Lessons learned from the Silvergate mistake

I closed out my Silvergate position at a 99.1% loss. Ouch. Without the wrong-headed doubling down at a lower price, the loss would have stopped at (doing the math) 98.8%. All right. At least I had the good sense to keep my follow-up investments small.

Still, I don't recommend trying to catch falling knives, especially when the second investment is based on a loose understanding of complex financial issues. You won't find me betting on bank stocks after this embarrassing error, even if they seem to offer valuable and unique services to industries in my wheelhouse.

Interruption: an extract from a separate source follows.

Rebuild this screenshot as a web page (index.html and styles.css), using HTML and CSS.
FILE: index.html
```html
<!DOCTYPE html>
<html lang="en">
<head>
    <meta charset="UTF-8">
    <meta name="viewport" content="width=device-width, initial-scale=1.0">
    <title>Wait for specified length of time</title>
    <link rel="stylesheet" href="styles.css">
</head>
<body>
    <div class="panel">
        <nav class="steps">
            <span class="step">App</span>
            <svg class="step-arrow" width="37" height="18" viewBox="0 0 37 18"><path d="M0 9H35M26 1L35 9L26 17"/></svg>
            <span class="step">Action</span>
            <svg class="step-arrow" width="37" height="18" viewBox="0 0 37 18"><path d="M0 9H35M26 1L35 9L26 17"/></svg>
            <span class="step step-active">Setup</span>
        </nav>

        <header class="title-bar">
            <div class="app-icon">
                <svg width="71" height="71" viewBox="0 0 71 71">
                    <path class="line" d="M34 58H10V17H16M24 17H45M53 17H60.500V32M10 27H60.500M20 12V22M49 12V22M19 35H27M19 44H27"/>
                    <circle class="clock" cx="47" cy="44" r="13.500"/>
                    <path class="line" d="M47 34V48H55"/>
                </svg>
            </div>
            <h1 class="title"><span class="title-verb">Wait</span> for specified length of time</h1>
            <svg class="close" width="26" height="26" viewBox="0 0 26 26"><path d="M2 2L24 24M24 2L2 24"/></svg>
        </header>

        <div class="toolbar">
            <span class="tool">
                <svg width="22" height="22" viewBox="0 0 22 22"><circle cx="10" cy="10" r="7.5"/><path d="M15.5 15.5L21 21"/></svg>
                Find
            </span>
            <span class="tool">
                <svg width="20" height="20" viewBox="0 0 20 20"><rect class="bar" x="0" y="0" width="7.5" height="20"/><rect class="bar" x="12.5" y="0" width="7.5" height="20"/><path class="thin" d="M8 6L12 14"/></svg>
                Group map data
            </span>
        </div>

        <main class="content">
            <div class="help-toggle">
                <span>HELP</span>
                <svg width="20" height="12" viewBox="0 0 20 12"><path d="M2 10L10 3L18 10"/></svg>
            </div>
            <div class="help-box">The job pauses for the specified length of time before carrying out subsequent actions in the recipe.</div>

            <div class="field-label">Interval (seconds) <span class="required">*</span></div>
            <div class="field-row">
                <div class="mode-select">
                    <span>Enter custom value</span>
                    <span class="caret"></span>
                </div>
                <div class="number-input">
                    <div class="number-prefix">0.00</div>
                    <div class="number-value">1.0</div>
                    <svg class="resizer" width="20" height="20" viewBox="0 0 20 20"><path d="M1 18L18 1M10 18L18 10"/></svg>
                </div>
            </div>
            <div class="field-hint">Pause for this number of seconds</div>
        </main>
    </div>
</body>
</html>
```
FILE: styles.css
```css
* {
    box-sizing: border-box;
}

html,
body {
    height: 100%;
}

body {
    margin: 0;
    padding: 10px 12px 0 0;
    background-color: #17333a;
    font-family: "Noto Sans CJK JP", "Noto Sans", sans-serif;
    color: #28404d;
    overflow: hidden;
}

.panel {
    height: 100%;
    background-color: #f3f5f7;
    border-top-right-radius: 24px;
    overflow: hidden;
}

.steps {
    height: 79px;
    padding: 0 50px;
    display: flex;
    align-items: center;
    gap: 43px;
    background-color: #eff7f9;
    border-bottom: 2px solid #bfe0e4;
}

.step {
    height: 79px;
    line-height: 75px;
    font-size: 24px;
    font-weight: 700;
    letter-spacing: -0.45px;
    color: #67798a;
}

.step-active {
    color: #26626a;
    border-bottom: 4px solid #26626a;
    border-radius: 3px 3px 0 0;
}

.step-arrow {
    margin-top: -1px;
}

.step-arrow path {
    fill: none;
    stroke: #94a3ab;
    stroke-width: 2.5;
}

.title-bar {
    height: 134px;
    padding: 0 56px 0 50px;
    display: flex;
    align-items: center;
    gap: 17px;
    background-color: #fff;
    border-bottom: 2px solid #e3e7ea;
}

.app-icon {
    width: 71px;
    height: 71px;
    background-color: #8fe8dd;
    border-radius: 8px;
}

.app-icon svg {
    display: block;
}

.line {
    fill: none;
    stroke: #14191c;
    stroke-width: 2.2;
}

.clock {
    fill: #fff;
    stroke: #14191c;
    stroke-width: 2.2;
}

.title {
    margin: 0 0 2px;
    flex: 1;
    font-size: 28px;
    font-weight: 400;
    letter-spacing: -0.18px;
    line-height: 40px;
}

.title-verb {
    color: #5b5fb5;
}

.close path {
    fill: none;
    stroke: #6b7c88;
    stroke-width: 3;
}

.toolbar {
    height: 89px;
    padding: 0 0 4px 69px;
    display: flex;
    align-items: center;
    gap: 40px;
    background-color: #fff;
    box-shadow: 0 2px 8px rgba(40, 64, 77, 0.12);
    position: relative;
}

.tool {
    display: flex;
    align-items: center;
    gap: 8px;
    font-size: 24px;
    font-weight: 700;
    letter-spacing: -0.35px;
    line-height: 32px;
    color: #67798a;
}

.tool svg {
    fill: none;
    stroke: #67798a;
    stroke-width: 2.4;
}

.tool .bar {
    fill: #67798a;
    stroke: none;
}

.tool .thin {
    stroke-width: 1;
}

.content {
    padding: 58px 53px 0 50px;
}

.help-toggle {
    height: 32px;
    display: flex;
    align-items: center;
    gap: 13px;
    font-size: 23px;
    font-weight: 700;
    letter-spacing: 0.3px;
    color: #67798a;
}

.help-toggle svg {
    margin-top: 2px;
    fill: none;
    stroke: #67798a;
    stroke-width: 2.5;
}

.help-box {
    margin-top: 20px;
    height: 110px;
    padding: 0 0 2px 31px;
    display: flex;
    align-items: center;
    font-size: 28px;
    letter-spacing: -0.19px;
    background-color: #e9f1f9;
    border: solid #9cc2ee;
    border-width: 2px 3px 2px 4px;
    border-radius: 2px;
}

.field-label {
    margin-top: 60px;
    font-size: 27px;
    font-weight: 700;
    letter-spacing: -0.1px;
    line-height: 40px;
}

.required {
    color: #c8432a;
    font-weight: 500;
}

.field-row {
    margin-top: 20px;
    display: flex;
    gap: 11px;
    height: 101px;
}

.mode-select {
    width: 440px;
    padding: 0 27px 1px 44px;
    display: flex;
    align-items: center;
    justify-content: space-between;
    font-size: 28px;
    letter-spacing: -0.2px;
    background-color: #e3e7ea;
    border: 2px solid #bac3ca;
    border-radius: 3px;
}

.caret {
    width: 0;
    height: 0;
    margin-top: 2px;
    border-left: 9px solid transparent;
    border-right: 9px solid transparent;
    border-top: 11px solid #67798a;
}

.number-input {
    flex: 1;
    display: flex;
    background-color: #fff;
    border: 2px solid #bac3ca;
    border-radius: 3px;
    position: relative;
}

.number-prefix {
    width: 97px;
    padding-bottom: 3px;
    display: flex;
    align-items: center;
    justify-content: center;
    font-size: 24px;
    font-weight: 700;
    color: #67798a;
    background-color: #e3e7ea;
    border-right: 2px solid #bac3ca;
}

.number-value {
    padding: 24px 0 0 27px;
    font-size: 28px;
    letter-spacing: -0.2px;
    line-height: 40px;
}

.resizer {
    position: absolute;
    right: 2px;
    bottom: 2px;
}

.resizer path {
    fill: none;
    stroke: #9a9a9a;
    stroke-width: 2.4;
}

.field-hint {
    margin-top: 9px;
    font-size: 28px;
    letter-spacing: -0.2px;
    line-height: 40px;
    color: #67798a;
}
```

These days, Customers Bank and Ripple have largely taken over Silvergate's former role in the cryptocurrency ecosystem. But I won't pick up any Customers Bancorp shares to keep my exposure to the crypto sector's nuts-and-bolts infrastructure, no matter what its tier 1 ratio might be. I have no business betting on bank stocks, so my crypto exposure should stay closer to the digital side of that sector.

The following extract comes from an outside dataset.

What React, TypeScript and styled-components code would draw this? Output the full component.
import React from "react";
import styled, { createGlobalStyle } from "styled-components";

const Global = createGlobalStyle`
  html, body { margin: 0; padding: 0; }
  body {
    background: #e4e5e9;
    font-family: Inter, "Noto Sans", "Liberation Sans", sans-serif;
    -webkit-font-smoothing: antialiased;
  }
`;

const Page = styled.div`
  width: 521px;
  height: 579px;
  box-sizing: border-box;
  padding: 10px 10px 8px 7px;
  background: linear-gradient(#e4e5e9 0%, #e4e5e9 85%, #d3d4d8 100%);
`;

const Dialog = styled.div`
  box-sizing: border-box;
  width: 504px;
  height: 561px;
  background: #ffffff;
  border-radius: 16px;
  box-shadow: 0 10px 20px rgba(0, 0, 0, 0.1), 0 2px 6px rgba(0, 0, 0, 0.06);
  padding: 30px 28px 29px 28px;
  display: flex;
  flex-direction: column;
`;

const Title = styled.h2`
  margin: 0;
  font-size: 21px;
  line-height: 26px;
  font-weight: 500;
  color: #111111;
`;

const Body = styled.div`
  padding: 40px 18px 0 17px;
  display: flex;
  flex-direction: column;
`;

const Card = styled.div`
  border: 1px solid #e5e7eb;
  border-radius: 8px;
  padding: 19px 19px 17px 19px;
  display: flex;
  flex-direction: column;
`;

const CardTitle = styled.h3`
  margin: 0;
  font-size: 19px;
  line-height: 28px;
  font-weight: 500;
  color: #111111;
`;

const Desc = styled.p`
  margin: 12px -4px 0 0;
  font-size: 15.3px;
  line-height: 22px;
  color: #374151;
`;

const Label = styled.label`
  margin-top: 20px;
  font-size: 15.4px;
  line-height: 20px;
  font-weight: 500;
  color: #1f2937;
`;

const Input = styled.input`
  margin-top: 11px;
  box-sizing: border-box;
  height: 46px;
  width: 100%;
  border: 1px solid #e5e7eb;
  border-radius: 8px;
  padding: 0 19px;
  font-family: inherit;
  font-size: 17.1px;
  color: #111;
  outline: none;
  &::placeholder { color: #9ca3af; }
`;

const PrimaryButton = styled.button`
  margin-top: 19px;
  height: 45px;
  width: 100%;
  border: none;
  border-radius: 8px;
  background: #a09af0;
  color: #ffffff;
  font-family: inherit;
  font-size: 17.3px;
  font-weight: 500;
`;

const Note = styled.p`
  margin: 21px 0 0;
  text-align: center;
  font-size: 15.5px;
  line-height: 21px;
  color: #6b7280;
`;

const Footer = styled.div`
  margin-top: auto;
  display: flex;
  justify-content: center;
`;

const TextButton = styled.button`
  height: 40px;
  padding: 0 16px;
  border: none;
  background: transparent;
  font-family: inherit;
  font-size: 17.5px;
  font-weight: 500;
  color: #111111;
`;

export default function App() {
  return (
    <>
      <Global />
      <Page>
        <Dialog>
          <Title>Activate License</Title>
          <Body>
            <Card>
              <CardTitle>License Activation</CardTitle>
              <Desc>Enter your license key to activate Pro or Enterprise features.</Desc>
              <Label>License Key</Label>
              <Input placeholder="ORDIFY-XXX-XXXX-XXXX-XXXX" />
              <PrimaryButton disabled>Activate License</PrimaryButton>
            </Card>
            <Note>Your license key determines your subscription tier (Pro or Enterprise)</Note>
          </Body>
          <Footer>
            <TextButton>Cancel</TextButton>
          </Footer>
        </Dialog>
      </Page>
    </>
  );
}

So I'm sticking with actual Bitcoin tokens, some Bitcoin-based exchange-traded funds, and a modest interest in crypto-trading service giant Coinbase (NASDAQ: COIN) until further notice. It still feels strange to talk about "traditional cryptocurrency investments," but there you go. These proven crypto bets have been profitable so far and I expect significant gains in the long run.

And unlike the Silvergate debacle, I am not swinging for the fences with seemingly undervalued companies in dire financial straits. Bitcoin looks like a solid inflation hedge in the long run and Coinbase is an industry giant valued at just 7 times free cash flows. I don't see any falling knives on that list.